[Short exercise]: Find the string "React" in the entries and copy each line that has it.

[Data for processing]:
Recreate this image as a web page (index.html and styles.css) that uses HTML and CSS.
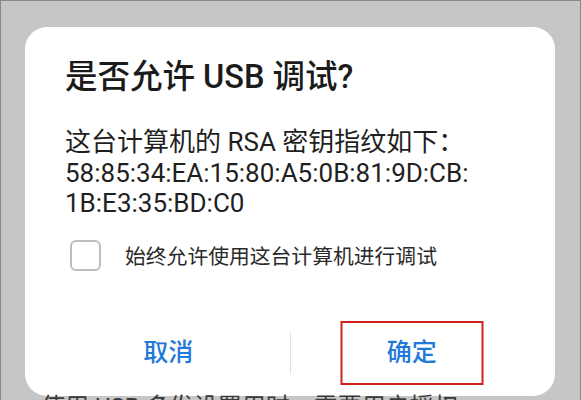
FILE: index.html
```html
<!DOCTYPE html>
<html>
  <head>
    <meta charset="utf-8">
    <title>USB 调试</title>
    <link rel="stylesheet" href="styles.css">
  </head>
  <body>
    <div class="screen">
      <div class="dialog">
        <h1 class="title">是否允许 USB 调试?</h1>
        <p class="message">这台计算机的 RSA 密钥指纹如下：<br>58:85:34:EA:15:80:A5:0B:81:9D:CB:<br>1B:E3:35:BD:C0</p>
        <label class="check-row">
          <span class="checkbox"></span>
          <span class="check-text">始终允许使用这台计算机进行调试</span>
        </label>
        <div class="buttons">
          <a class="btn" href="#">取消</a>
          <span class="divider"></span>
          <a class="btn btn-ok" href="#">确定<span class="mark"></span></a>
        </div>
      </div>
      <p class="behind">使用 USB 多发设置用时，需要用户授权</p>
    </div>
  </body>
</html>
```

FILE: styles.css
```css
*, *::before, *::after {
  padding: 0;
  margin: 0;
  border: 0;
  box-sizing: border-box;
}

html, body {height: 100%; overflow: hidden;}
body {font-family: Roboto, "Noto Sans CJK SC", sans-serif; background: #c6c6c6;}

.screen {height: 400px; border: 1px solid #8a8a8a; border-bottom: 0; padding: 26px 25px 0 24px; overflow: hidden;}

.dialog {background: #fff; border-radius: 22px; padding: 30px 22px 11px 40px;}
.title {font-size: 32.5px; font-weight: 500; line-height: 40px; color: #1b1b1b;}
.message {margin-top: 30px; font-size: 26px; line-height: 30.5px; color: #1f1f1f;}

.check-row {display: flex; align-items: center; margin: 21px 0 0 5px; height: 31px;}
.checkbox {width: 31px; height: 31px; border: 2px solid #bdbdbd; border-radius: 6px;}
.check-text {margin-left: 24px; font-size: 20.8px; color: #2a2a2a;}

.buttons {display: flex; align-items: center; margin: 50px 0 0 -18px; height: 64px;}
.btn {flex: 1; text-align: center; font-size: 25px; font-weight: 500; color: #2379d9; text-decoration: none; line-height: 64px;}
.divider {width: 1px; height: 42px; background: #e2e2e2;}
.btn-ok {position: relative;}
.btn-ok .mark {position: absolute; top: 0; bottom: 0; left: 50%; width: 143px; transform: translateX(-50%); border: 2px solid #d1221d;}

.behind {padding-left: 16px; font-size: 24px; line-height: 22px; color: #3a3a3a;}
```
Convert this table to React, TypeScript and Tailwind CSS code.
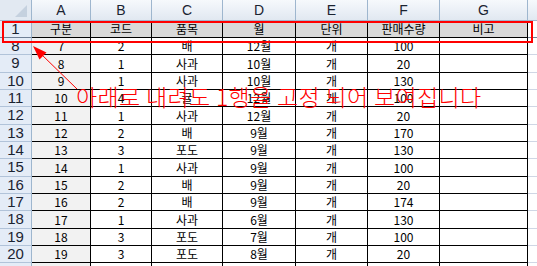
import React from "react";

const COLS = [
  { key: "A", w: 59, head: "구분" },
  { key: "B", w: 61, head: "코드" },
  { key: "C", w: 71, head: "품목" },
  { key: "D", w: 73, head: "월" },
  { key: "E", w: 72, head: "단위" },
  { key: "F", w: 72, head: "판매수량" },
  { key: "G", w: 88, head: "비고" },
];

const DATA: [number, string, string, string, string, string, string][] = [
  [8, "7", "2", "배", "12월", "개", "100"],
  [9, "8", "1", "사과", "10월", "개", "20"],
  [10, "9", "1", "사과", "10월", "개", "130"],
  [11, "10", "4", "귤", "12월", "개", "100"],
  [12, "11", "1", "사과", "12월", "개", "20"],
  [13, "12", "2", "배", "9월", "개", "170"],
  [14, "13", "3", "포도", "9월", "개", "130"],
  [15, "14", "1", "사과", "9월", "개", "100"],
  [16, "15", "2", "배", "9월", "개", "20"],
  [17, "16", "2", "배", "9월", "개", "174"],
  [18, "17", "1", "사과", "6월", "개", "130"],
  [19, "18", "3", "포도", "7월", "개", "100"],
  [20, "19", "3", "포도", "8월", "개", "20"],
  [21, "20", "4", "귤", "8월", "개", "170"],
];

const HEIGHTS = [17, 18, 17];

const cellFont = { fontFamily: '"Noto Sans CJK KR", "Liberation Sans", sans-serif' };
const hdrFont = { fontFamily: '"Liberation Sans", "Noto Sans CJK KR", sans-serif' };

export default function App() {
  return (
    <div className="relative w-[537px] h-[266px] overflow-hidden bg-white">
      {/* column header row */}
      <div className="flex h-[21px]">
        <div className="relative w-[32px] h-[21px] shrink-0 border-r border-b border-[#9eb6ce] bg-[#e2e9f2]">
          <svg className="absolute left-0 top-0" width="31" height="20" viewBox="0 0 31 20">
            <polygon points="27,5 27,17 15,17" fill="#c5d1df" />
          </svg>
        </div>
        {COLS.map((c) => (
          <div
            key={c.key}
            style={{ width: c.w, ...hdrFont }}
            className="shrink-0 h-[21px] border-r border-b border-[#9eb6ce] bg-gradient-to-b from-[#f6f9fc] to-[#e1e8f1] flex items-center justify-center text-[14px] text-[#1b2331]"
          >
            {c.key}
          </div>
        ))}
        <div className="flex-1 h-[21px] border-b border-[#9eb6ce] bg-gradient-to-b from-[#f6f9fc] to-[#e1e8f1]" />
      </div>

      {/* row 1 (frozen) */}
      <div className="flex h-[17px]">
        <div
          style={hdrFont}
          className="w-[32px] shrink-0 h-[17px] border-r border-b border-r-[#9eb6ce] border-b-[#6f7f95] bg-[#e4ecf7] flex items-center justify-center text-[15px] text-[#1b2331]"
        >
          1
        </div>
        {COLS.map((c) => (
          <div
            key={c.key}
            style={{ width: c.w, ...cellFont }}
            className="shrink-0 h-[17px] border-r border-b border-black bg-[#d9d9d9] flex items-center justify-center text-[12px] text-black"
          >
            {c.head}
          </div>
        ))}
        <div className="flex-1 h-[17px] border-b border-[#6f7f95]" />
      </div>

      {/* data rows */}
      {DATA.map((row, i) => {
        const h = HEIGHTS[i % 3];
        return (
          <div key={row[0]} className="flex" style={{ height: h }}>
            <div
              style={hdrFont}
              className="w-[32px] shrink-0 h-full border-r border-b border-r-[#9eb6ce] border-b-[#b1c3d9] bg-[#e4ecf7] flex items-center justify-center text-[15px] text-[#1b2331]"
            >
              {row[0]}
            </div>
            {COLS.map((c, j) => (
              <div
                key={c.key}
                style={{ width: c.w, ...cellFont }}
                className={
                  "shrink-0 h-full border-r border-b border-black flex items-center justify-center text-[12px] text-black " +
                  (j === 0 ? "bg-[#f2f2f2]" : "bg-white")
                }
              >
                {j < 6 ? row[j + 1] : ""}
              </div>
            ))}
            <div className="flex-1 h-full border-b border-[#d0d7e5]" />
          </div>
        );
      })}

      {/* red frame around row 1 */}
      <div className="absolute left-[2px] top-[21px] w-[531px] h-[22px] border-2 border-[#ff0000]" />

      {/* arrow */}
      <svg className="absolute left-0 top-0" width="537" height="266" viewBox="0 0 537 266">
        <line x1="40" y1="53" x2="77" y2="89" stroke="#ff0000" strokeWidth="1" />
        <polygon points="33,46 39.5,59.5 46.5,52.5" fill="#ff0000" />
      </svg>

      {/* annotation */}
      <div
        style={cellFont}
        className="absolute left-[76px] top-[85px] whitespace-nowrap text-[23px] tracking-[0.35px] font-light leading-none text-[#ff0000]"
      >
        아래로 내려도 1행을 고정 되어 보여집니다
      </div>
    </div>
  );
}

* * *

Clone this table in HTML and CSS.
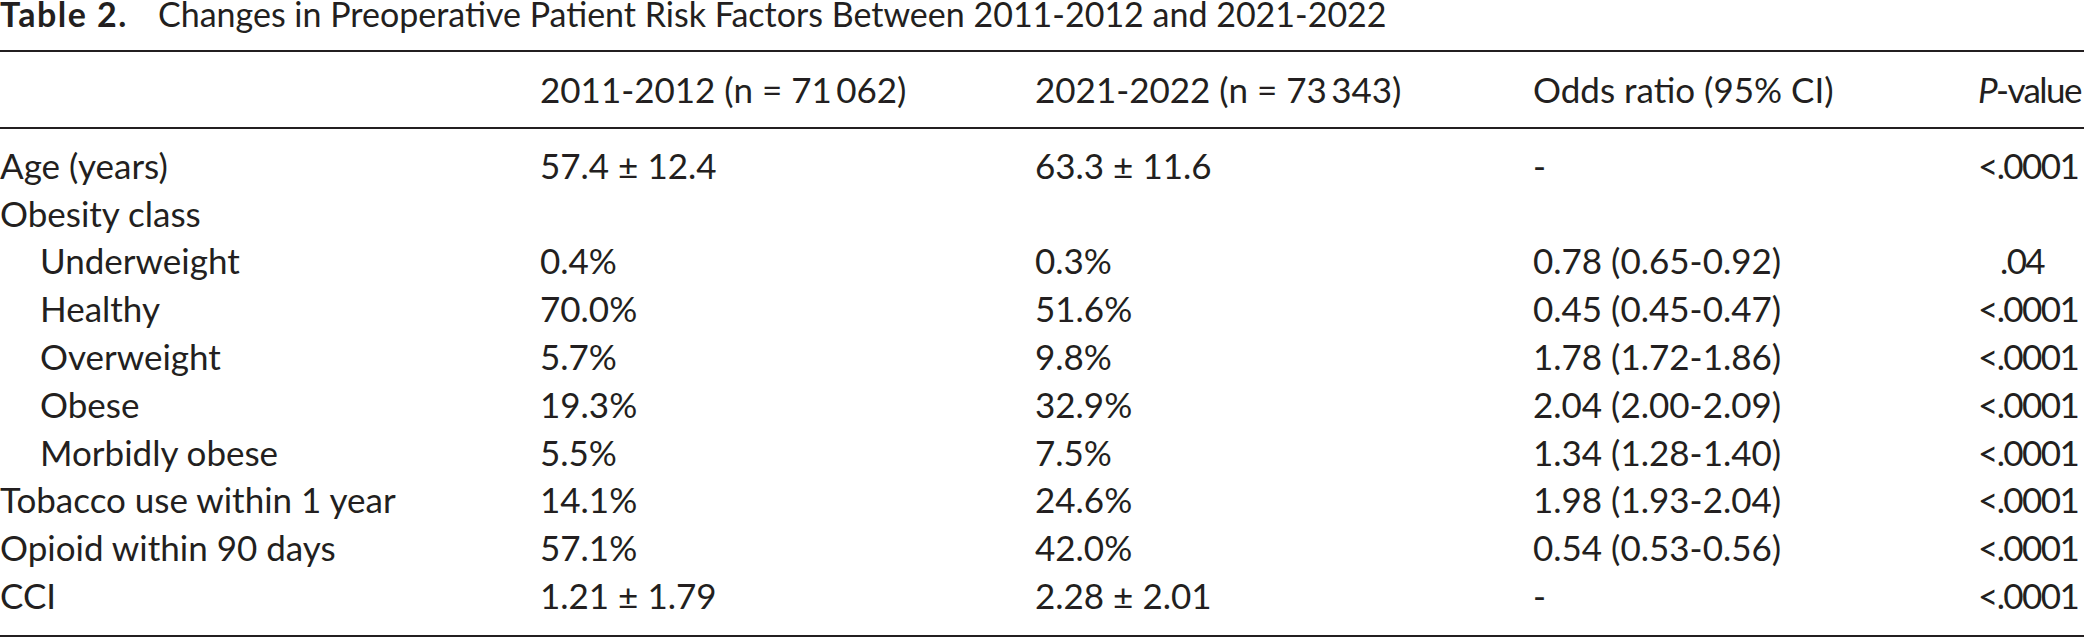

...

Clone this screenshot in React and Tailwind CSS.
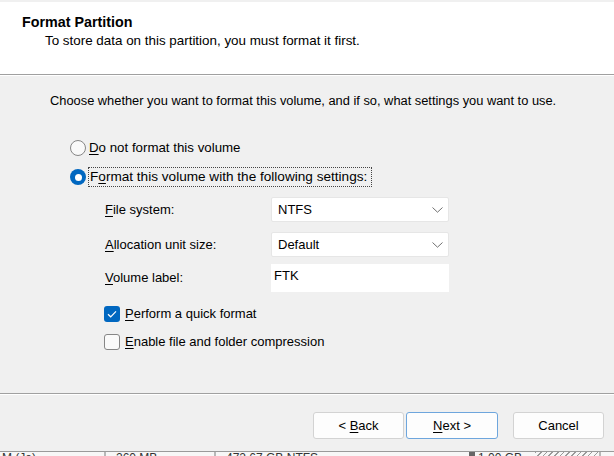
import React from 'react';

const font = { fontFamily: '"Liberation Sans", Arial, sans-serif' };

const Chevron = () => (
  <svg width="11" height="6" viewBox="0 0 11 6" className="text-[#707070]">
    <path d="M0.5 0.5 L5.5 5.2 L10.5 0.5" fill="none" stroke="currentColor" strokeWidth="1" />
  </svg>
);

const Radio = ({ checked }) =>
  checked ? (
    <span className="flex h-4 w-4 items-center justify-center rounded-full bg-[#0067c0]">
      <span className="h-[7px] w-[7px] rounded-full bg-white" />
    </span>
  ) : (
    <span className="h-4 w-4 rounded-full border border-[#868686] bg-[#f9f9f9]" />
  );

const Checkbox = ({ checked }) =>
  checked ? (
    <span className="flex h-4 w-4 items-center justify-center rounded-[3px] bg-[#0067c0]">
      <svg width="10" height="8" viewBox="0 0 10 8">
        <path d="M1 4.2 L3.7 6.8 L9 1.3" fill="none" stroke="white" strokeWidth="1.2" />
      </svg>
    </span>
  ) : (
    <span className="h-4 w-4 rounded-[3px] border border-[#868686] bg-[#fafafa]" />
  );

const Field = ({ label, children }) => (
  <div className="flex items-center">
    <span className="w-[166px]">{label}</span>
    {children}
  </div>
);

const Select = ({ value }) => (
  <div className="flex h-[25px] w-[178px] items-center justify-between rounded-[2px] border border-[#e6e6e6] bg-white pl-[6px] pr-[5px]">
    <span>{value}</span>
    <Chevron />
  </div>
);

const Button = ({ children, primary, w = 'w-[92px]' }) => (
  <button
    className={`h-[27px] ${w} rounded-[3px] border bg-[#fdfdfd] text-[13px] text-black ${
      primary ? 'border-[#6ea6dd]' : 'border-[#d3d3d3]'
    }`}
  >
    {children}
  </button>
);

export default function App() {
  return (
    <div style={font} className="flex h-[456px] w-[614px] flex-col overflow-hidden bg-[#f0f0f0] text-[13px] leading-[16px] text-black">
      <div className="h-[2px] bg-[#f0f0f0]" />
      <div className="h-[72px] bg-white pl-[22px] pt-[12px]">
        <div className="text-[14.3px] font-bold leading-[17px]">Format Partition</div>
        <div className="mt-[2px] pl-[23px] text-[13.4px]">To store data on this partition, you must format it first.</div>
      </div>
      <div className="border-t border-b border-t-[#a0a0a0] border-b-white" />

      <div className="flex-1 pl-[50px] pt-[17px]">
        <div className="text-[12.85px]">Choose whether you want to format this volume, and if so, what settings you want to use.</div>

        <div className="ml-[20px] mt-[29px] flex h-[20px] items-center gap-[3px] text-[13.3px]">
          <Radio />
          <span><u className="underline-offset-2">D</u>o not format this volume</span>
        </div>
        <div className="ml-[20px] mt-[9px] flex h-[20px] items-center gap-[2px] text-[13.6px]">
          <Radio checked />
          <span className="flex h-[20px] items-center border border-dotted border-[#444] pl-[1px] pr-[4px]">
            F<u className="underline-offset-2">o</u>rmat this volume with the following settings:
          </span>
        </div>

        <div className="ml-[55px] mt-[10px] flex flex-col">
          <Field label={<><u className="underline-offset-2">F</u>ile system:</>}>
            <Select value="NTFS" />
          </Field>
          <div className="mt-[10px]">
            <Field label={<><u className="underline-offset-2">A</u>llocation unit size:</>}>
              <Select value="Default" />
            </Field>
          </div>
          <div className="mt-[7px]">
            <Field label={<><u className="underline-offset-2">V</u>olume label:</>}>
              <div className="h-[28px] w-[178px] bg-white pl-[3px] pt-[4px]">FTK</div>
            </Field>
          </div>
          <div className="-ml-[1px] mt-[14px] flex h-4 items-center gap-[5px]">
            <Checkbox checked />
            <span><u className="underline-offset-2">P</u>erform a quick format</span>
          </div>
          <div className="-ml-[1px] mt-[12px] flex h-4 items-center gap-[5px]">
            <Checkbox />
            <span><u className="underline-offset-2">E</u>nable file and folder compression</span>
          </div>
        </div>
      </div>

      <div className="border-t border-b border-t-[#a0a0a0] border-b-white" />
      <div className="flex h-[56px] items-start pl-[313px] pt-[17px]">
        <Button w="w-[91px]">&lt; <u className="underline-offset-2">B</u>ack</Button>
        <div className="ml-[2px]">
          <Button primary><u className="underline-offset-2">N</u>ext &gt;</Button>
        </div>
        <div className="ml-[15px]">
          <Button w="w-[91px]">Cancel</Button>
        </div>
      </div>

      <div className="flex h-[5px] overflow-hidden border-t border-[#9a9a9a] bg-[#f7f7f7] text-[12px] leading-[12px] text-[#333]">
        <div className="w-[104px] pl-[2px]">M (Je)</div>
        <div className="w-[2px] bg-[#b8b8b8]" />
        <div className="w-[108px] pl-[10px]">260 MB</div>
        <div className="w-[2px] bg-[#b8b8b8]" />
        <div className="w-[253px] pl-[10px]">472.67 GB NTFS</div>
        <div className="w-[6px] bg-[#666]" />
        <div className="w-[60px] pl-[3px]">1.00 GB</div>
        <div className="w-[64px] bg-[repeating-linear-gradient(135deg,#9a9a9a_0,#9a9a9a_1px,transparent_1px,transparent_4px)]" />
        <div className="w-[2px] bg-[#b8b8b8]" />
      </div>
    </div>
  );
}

[Task result]:
Convert this table to React, TypeScript and Tailwind CSS code.
import React from "react";
Clone this screenshot in React and Tailwind CSS.
import React from 'react';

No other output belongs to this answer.